If you didn't change ANYTHING between the time you got the 3 errors in 100 passes, and the new testing where you've had 0 errors, it suggests you could have stability issues. IF that is the case, I think two of the more likely culprits are typically:
1) a voltage stability issue. Either the PSU or the motherboard's voltage regulators might calibrate slightly differently between Power-On-Resets (PORs). An initial power-on state might influence how well the regulators track and maintain voltage. Varying temperature could also make a difference (for example, if the room temp varied by a few degrees that could be reflected in a slight change in voltage regulation accuracy). It depends on the VR design, component and manufacturing quality, and tolerances of the components used.

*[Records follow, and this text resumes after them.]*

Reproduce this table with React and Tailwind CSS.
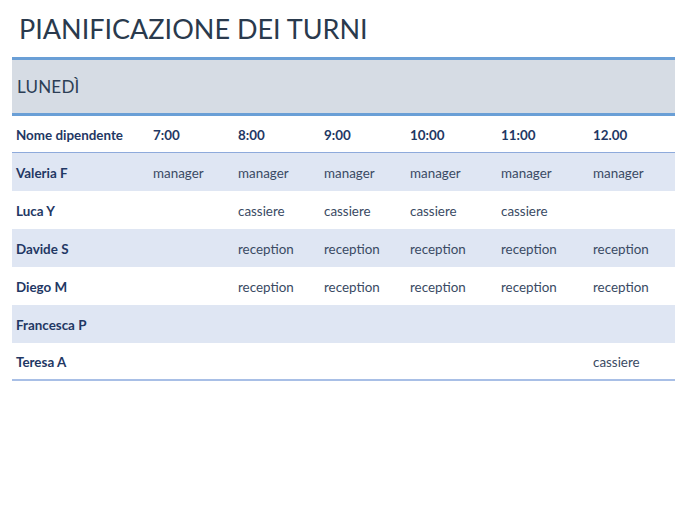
export default function App() {
  const cols = ["7:00", "8:00", "9:00", "10:00", "11:00", "12.00"];
  const rows = [
    ["Valeria F", ["manager", "manager", "manager", "manager", "manager", "manager"]],
    ["Luca Y", ["", "cassiere", "cassiere", "cassiere", "cassiere", ""]],
    ["Davide S", ["", "reception", "reception", "reception", "reception", "reception"]],
    ["Diego M", ["", "reception", "reception", "reception", "reception", "reception"]],
    ["Francesca P", ["", "", "", "", "", ""]],
    ["Teresa A", ["", "", "", "", "", "cassiere"]],
  ];
  const grid = "grid grid-cols-[137px_85px_86px_86px_91px_92px_86px]";
  return (
    <div className="w-[675px] h-[520px] bg-white font-['Lato',sans-serif] overflow-hidden">
      <h1 className="pl-[19px] pt-[12px] h-[57px] text-[27px] leading-[34px] text-[#2a3a4d]">
        PIANIFICAZIONE DEI TURNI
      </h1>
      <div className="ml-[12px]">
        <div className="border-t-[3px] border-b-[3px] border-[#6a9fd6] bg-[#d6dce4] h-[59px] flex items-center pl-[5px] text-[17px] text-[#2c3e55] tracking-[0.2px]">
          LUNEDÌ
        </div>
        <div className={`${grid} h-[37px] items-center pt-[3px] border-b border-[#8eaadb] text-[13.4px] font-bold text-[#1f3864]`}>
          <div className="pl-[4px]">Nome dipendente</div>
          {cols.map((c) => (
            <div key={c} className="pl-[4px]">{c}</div>
          ))}
        </div>
        {rows.map(([name, cells], i) => (
          <div
            key={name}
            className={`${grid} h-[38px] items-center pt-[3px] text-[13.4px] ${i % 2 === 0 ? "bg-[#dfe6f3]" : "bg-white"} ${i === rows.length - 1 ? "border-b-2 border-[#a8bfe6]" : ""}`}
          >
            <div className="pl-[4px] font-bold text-[#1f3864]">{name}</div>
            {cells.map((c, j) => (
              <div key={j} className="pl-[4px] text-[#3a4a63]">{c}</div>
            ))}
          </div>
        ))}
      </div>
    </div>
  );
}
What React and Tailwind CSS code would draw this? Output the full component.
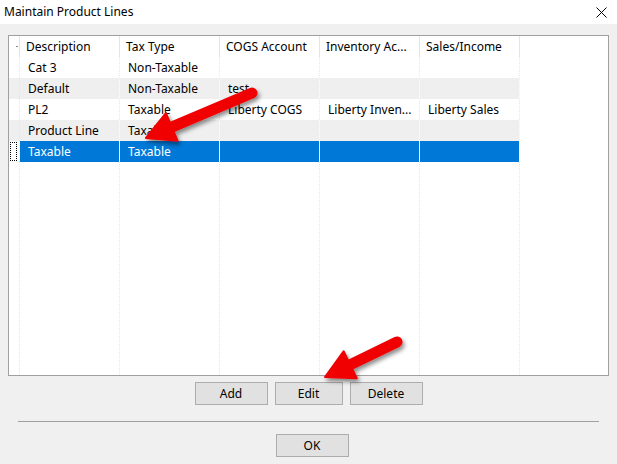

2) a mechanically affected issue which could be introduced by significantly "touching" the system or by mechanically moving parts like HDDs, DVDs, etc. OR mechanical/electrical changes affected by temperatures. One example, if the RAM connections were "iffy" (corrosion, etc) then if you had a high-power CPU cooler assembly that vibrated quite a bit at high speeds, it could intermittently improve (or make worse) a corrosion or seating tolerance issue on the nearby RAM modules.

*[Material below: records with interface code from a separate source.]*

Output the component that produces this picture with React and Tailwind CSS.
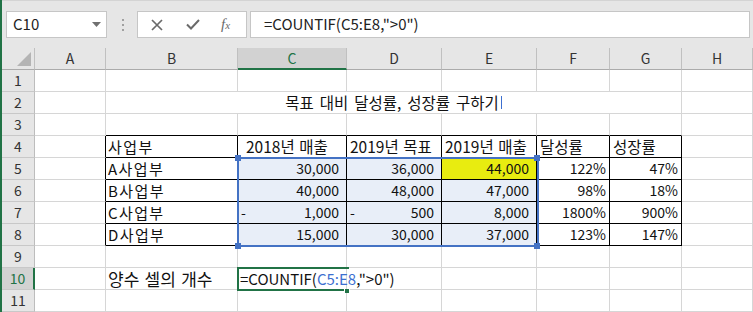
import React from "react";

const COLS = ["A", "B", "C", "D", "E", "F", "G", "H"];

const data = {
  5: ["A사업부", ["", "30,000"], ["", "36,000"], ["", "44,000"], "122%", "47%"],
  6: ["B사업부", ["", "40,000"], ["", "48,000"], ["", "47,000"], "98%", "18%"],
  7: ["C사업부", ["-", "1,000"], ["-", "500"], ["", "8,000"], "1800%", "900%"],
  8: ["D사업부", ["", "15,000"], ["", "30,000"], ["", "37,000"], "123%", "147%"],
};

function Cell({ black, blackBottom, className = "", children }) {
  return (
    <div
      className={
        "h-[22px] box-border border-r border-b flex items-center leading-[19px] text-[#111] whitespace-nowrap " +
        (black ? "border-r-black " : "border-r-[#d6d6d6] ") +
        (blackBottom ? "border-b-black " : "border-b-[#d6d6d6] ") +
        className
      }
    >
      {children}
    </div>
  );
}

function RowHeader({ n }) {
  const sel = n === 10;
  return (
    <div
      className={
        "h-[22px] box-border border-b border-b-[#c8c8c8] flex items-center justify-center text-[14px] leading-[19px] " +
        (sel
          ? "bg-[#d2d2d2] text-[#217346] border-r-2 border-r-[#217346]"
          : "bg-[#e6e6e6] text-[#333] border-r border-r-[#bdbdbd]")
      }
    >
      {n}
    </div>
  );
}

const HEAD = { B: "사업부", C: "2018년 매출", D: "2019년 목표", E: "2019년 매출", F: "달성률", G: "성장률" };

function Row({ n }) {
  const cells = [];
  cells.push(<RowHeader key="h" n={n} />);
  if (n === 2) {
    cells.push(<Cell key="A" />);
    cells.push(
      <Cell key="title" className="col-span-6 justify-center text-[15.5px] [word-spacing:2.5px]">
        <span>목표 대비 달성률, 성장률 구하기</span>
        <span className="ml-[2px] w-[1px] h-[13px] bg-[#3c6fd0]" />
      </Cell>
    );
    cells.push(<Cell key="H" />);
    return cells;
  }
  const inTable = n >= 4 && n <= 8;
  COLS.forEach((c, i) => {
    const black = inTable && i <= 6;
    const blackBottom = n >= 3 && n <= 8 && i >= 1 && i <= 6;
    let content = null;
    let cls = "";
    if (n === 4) {
      const h = HEAD[c];
      if (h) {
        content = h;
        if (c === "B") cls = "pl-[2px] text-[15px] tracking-[1.4px]";
        else if (c === "C") cls = "pl-[8px] text-[15.5px] [word-spacing:1px]";
        else cls = "pl-[3px] text-[15.5px] [word-spacing:1px]";
      }
    } else if (data[n]) {
      const row = data[n];
      if (c === "B") {
        content = row[0];
        cls = "pl-[2px] text-[15px] tracking-[1.4px]";
      } else if (c === "C" || c === "D" || c === "E") {
        const v = row[{ C: 1, D: 2, E: 3 }[c]];
        content = (
          <>
            <span>{v[0]}</span>
            <span>{v[1]}</span>
          </>
        );
        cls =
          "justify-between pl-[3px] pr-[7px] text-[14px] " +
          (n === 5 && c === "E" ? "bg-[#e8ec10]" : "bg-[#e8eef8]");
      } else if (c === "F" || c === "G") {
        content = row[c === "F" ? 4 : 5];
        cls = "justify-end pr-[3px] text-[14px]";
      }
    } else if (n === 10) {
      if (c === "B") {
        content = "양수 셀의 개수";
        cls = "pl-[2px] text-[17px] [word-spacing:1.5px]";
      } else if (c === "C") {
        content = (
          <span className="relative z-30">
            =COUNTIF(<span className="text-[#3c6fd0]">C5:E8</span>,"&gt;0")
          </span>
        );
        cls = "pl-[2px] overflow-visible text-[15px]";
      }
    }
    cells.push(
      <Cell key={c} black={black} blackBottom={blackBottom} className={cls}>
        {content}
      </Cell>
    );
  });
  return cells;
}

export default function App() {
  return (
    <div className="w-[753px] h-[312px] overflow-hidden flex bg-[#e6e6e6] font-['Noto_Sans_CJK_KR',sans-serif]">
      <div className="w-[2px] h-full bg-[#217346] shrink-0" />
      <div className="flex flex-col w-[751px]">
        {/* toolbar */}
        <div className="h-[48px] border-t border-t-[#d4d4d4] flex items-start pt-[10px]">
          <div className="ml-[4px] w-[101px] h-[27px] bg-white border border-[#c6c6c6] flex items-center justify-between pl-[6px] pr-[5px]">
            <span className="text-[15px] text-[#222]">C10</span>
            <svg width="9" height="5" viewBox="0 0 9 5">
              <path d="M0 0 L9 0 L4.5 5 Z" fill="#707070" />
            </svg>
          </div>
          <div className="ml-[15px] mt-[8px] flex flex-col gap-[3px]">
            <span className="w-[2px] h-[2px] bg-[#a0a0a0]" />
            <span className="w-[2px] h-[2px] bg-[#a0a0a0]" />
            <span className="w-[2px] h-[2px] bg-[#a0a0a0]" />
          </div>
          <div className="ml-[13px] w-[110px] h-[27px] bg-white border border-[#c6c6c6] flex items-center">
            <svg className="ml-[13px]" width="12" height="12" viewBox="0 0 12 12">
              <path d="M1 1 L11 11 M11 1 L1 11" stroke="#6a6a6a" strokeWidth="1.7" />
            </svg>
            <svg className="ml-[23px]" width="14" height="11" viewBox="0 0 14 11">
              <path d="M1 5.5 L5 9.5 L13 1" stroke="#6a6a6a" strokeWidth="2" fill="none" />
            </svg>
            <span className="ml-[21px] text-[#6a6a6a] italic text-[15px] leading-none font-['Liberation_Serif',serif]">
              f<span className="text-[11px]">x</span>
            </span>
          </div>
          <div className="ml-[3px] w-[500px] h-[27px] bg-white border border-[#c6c6c6] flex items-center pl-[13px]">
            <span className="text-[15px] text-[#222]">=COUNTIF(C5:E8,"&gt;0")</span>
          </div>
        </div>
        {/* grid */}
        <div className="relative bg-white">
          <div className="grid grid-cols-[33px_71px_132px_109px_95px_95px_73px_72px_71px]">
            <div className="h-[22px] bg-[#e6e6e6] border-b border-b-[#ababab] border-r border-r-[#c0c0c0] relative">
              <svg className="absolute right-[3px] bottom-[3px]" width="14" height="14" viewBox="0 0 14 14">
                <path d="M14 0 L14 14 L0 14 Z" fill="#b4b4b4" />
              </svg>
            </div>
            {COLS.map((c) => (
              <div
                key={c}
                className={
                  "h-[22px] flex items-center justify-center text-[14px] leading-[19px] box-border border-r border-r-[#c0c0c0] " +
                  (c === "C"
                    ? "bg-[#d2d2d2] text-[#217346] border-b-2 border-b-[#217346]"
                    : "bg-[#e6e6e6] text-[#333] border-b border-b-[#ababab]")
                }
              >
                {c}
              </div>
            ))}
            {Array.from({ length: 11 }, (_, i) => (
              <Row key={i} n={i + 1} />
            ))}
          </div>
          {/* formula reference highlight */}
          <div className="absolute left-[235px] top-[109px] w-[302px] h-[90px] border-2 border-[#4472c4] pointer-events-none" />
          <div className="absolute left-[233px] top-[107px] w-[6px] h-[6px] bg-[#4472c4]" />
          <div className="absolute left-[532px] top-[107px] w-[6px] h-[6px] bg-[#4472c4]" />
          <div className="absolute left-[233px] top-[195px] w-[6px] h-[6px] bg-[#4472c4]" />
          <div className="absolute left-[532px] top-[195px] w-[6px] h-[6px] bg-[#4472c4]" />
          {/* active cell */}
          <div className="absolute left-[235px] top-[219px] w-[112px] h-[24px] border-2 border-r-0 border-[#217346] pointer-events-none z-20" />
          <div className="absolute left-[342px] top-[241px] w-[6px] h-[4px] bg-[#217346] border-x border-white z-20" />
        </div>
      </div>
    </div>
  );
}
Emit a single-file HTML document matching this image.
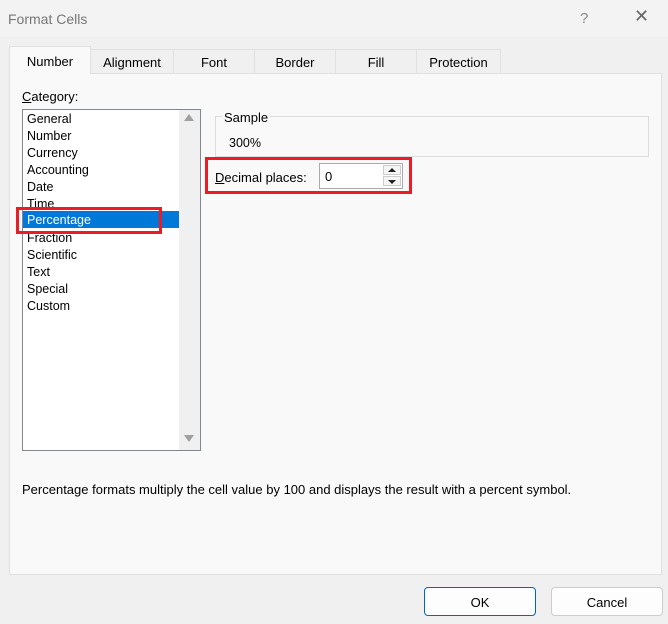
<!DOCTYPE html>
<html><head><style>
*{margin:0;padding:0;box-sizing:border-box}
body{width:668px;height:624px;background:#f0f0f0;font-family:"Liberation Sans",sans-serif;font-size:12.5px;color:#000;position:relative;overflow:hidden}
.a{position:absolute}
.tab{position:absolute;top:49px;height:24px;border:1px solid #e0e0e0;border-bottom:none;background:#f0f0f0;text-align:center;line-height:26px;font-size:13px}
.it{position:absolute;left:27px;font-size:12.5px;line-height:17px}
</style></head><body>
<div class="a" style="left:0;top:0;width:668px;height:37px;background:#f3f3f3"></div>
<div class="a" style="left:8px;top:11px;font-size:14px;color:#777">Format Cells</div>
<div class="a" style="left:580px;top:10px;font-size:15px;color:#888">?</div>
<div class="a" style="left:634px;top:6px;font-size:18px;color:#666">✕</div>

<div class="a" style="left:9px;top:73px;width:653px;height:502px;background:#f9f9f9;border:1px solid #e0e0e0"></div>
<div class="tab" style="left:90px;width:84px">Alignment</div>
<div class="tab" style="left:173px;width:82px">Font</div>
<div class="tab" style="left:254px;width:82px">Border</div>
<div class="tab" style="left:335px;width:82px">Fill</div>
<div class="tab" style="left:416px;width:85px">Protection</div>
<div class="tab" style="left:9px;top:46px;width:82px;height:28px;background:#f9f9f9;line-height:30px">Number</div>

<div class="a" style="left:22px;top:89px;font-size:13px"><u>C</u>ategory:</div>
<div class="a" style="left:22px;top:109px;width:179px;height:342px;border:1px solid #828790;background:#fff"></div>
<div class="a" style="left:179px;top:110px;width:21px;height:340px;background:#f0f0f0"></div>
<div class="a" style="left:184px;top:114px;width:0;height:0;border-left:5px solid transparent;border-right:5px solid transparent;border-bottom:7px solid #a0a0a0"></div>
<div class="a" style="left:184px;top:435px;width:0;height:0;border-left:5px solid transparent;border-right:5px solid transparent;border-top:7px solid #a0a0a0"></div>
<div class="a" style="left:23px;top:211px;width:156px;height:17px;background:#0078d7"></div>
<div class="it" style="top:111px">General</div>
<div class="it" style="top:128px">Number</div>
<div class="it" style="top:145px">Currency</div>
<div class="it" style="top:162px">Accounting</div>
<div class="it" style="top:179px">Date</div>
<div class="it" style="top:196px">Time</div>
<div class="it" style="top:212px;color:#fff">Percentage</div>
<div class="it" style="top:230px">Fraction</div>
<div class="it" style="top:247px">Scientific</div>
<div class="it" style="top:264px">Text</div>
<div class="it" style="top:281px">Special</div>
<div class="it" style="top:298px">Custom</div>
<div class="a" style="left:16px;top:207px;width:146px;height:27px;border:3px solid #ed1c24"></div>

<div class="a" style="left:215px;top:116px;width:434px;height:41px;border:1px solid #dcdcdc"></div>
<div class="a" style="left:222px;top:110px;background:#f9f9f9;padding:0 2px;font-size:13px">Sample</div>
<div class="a" style="left:229px;top:136px">300%</div>

<div class="a" style="left:205px;top:157px;width:207px;height:37px;border:3px solid #ed1c24;background:#f9f9f9"></div>
<div class="a" style="left:215px;top:170px;font-size:13px"><u>D</u>ecimal places:</div>
<div class="a" style="left:319px;top:163px;width:84px;height:26px;border:1px solid #aaa;background:#fff"></div>
<div class="a" style="left:325px;top:169px;font-size:13px">0</div>
<div class="a" style="left:383px;top:165px;width:18px;height:10px;border:1px solid #ccc;background:#f5f5f5"></div>
<div class="a" style="left:383px;top:176px;width:18px;height:10px;border:1px solid #ccc;background:#f5f5f5"></div>
<div class="a" style="left:388px;top:168px;border-left:4px solid transparent;border-right:4px solid transparent;border-bottom:4px solid #222"></div>
<div class="a" style="left:388px;top:180px;border-left:4px solid transparent;border-right:4px solid transparent;border-top:4px solid #222"></div>

<div class="a" style="left:22px;top:482px;font-size:13px">Percentage formats multiply the cell value by 100 and displays the result with a percent symbol.</div>

<div class="a" style="left:424px;top:587px;width:112px;height:29px;border:1px solid #0067c0;border-radius:4px;background:#fdfdfd;text-align:center;line-height:29px;font-size:13px">OK</div>
<div class="a" style="left:551px;top:587px;width:112px;height:29px;border:1px solid #ccc;border-radius:4px;background:#fdfdfd;text-align:center;line-height:29px;font-size:13px">Cancel</div>
</body></html>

A real-life example I can share was a system that operated OK at "normal" moderate temps with occasional and short excursions to fairly "high" temps...but when the CPU/memory was exposed to constant high temperatures over a period of maybe 30 minutes or more, data integrity errors in the filesystem started popping up...but the system never shutdown or reported errors during tests. Apparently memtest86+ never got things hot-enough to cause the errors. But using [i]prime95[/b] stress-test modes brought the errors out...which ONLY appeared after trying to re-boot the system. The problem symptom was that it would often (but not always) fail to boot after such a test because of file corruption on the boot disk.

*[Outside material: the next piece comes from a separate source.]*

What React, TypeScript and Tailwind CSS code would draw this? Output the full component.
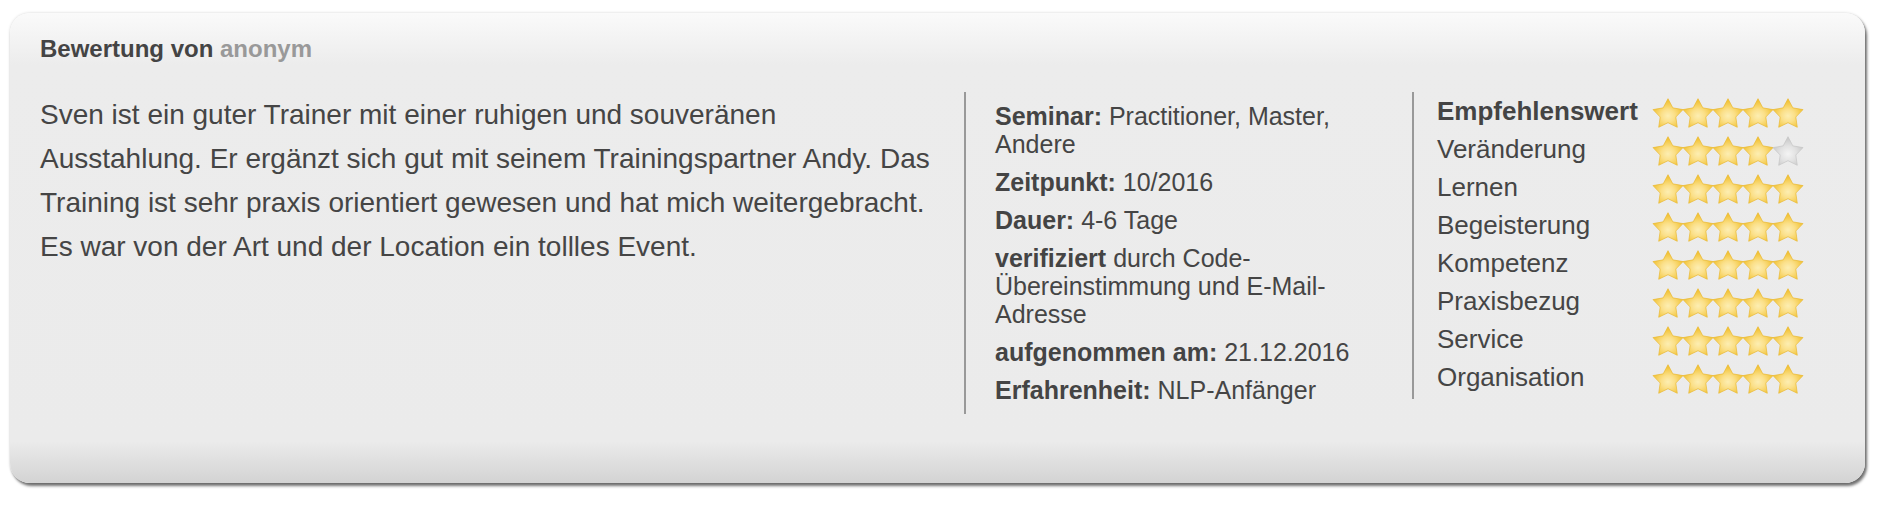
import React from 'react';

const ratings = [
    { label: 'Empfehlenswert', value: 5, bold: true },
    { label: 'Veränderung', value: 4 },
    { label: 'Lernen', value: 5 },
    { label: 'Begeisterung', value: 5 },
    { label: 'Kompetenz', value: 5 },
    { label: 'Praxisbezug', value: 5 },
    { label: 'Service', value: 5 },
    { label: 'Organisation', value: 5 },
];

const details = [
    { label: 'Seminar:', text: 'Practitioner, Master, Andere' },
    { label: 'Zeitpunkt:', text: '10/2016' },
    { label: 'Dauer:', text: '4-6 Tage' },
    { label: 'verifiziert', text: 'durch Code-Übereinstimmung und E-Mail-Adresse' },
    { label: 'aufgenommen am:', text: '21.12.2016' },
    { label: 'Erfahrenheit:', text: 'NLP-Anfänger' },
];

// 5-point star outline
const starPoints = (() => {
    const pts: string[] = [];
    const cx = 15, cy = 16.5, R = 15.8, r = 8.2;
    for (let i = 0; i < 10; i++) {
        const a = ((-90 + i * 36) * Math.PI) / 180;
        const rad = i % 2 === 0 ? R : r;
        pts.push(`${(cx + rad * Math.cos(a)).toFixed(2)},${(cy + rad * Math.sin(a)).toFixed(2)}`);
    }
    return pts.join(' ');
})();

const Star = ({ filled }: { filled: boolean }) => (
    <svg width="30" height="30" viewBox="0 0 30 30" className="shrink-0 overflow-visible">
        <defs>
            <radialGradient id="starGold" cx="50%" cy="60%" r="55%">
                <stop offset="0%" stopColor="#fdeeb2" />
                <stop offset="40%" stopColor="#fbe08a" />
                <stop offset="100%" stopColor="#f1c02c" />
            </radialGradient>
            <radialGradient id="starGray" cx="50%" cy="60%" r="55%">
                <stop offset="0%" stopColor="#f4f4f4" />
                <stop offset="50%" stopColor="#e2e2e2" />
                <stop offset="100%" stopColor="#c8c8c8" />
            </radialGradient>
        </defs>
        <polygon
            points={starPoints}
            fill={filled ? 'url(#starGold)' : 'url(#starGray)'}
            stroke={filled ? '#e9b934' : '#c6c6c6'}
            strokeWidth="0.7"
            strokeLinejoin="round"
        />
    </svg>
);

const App = () => {
    return (
        <div className="w-full h-[508px] bg-white pt-[13px] pl-[10px] font-['Liberation_Sans',Arial,sans-serif] text-[#454545]">
            <div className="w-[1855px] h-[470px] rounded-[20px] bg-[linear-gradient(to_bottom,#fafafa_0px,#ececec_52px,#ebebeb_calc(100%_-_42px),#d3d3d3_100%)] shadow-[2px_3px_3px_rgba(0,0,0,0.55),0_0_3px_rgba(0,0,0,0.18)] pl-[30px] pt-[22px]">
                <h2 className="text-[24px] leading-[28px] font-bold text-[#444]">
                    Bewertung von <span className="text-[#999]">anonym</span>
                </h2>

                <div className="flex items-start mt-[29px]">
                    {/* Review text */}
                    <p className="w-[900px] text-[28px] leading-[44px] pt-[1px]">
                        Sven ist ein guter Trainer mit einer ruhigen und souveränen Ausstahlung. Er ergänzt sich gut mit seinem Trainingspartner Andy. Das Training ist sehr praxis orientiert gewesen und hat mich weitergebracht. Es war von der Art und der Location ein tollles Event.
                    </p>

                    {/* Details */}
                    <div className="ml-[24px] w-[448px] border-l-2 border-[#999] pl-[29px] pr-[37px] py-[10px] flex flex-col gap-[10px]">
                        {details.map(d => (
                            <p key={d.label} className="text-[25px] leading-[28px]">
                                <span className="font-bold text-[#444]">{d.label}</span> {d.text}
                            </p>
                        ))}
                    </div>

                    {/* Ratings */}
                    <div className="border-l-2 border-[#999] pl-[23px] pb-[3px]">
                        {ratings.map(r => (
                            <div key={r.label} className="flex items-center h-[38px]">
                                <span className={`w-[216px] text-[26px] leading-[38px] ${r.bold ? 'font-bold text-[#444]' : ''}`}>
                                    {r.label}
                                </span>
                                <div className="flex mt-[4px]">
                                    {[0, 1, 2, 3, 4].map(i => (
                                        <Star key={i} filled={i < r.value} />
                                    ))}
                                </div>
                            </div>
                        ))}
                    </div>
                </div>
            </div>
        </div>
    );
};

export default App;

You might also try using a program that monitors and logs the high-low voltages and temps of your system over time. One freeware program I like is: http://majorgeeks.com/Open_Hardware_Monitor_d6396.html http://openhardwaremonitor.org/
Like most of these monitoring programs, you may have to manually correlate reported values with a given parameter. For example, it may show THREE or more CPU temperatures with generic labels. It will be up to you to determine which temp is which (e.g. CPU Tdie, Tcase, Tcore(n)). You may be VERY surprised by the changes that you see reported in primary voltages like +5, +12, and +3.3volts over a long period of time (many hours or even days). You may even see voltages that approach or fall outside of the specified voltage tolerances for a given voltage rail (e.g. more than +/-5% or +/-10% depending on the rail) and that would be cause for concern because the monitoring programs only take "snapshots". They don't report absolute high and low values. A voltage (or temp) could exceed by quite a lot more than is reported for the specified value in between sampling intervals and you'd never know it.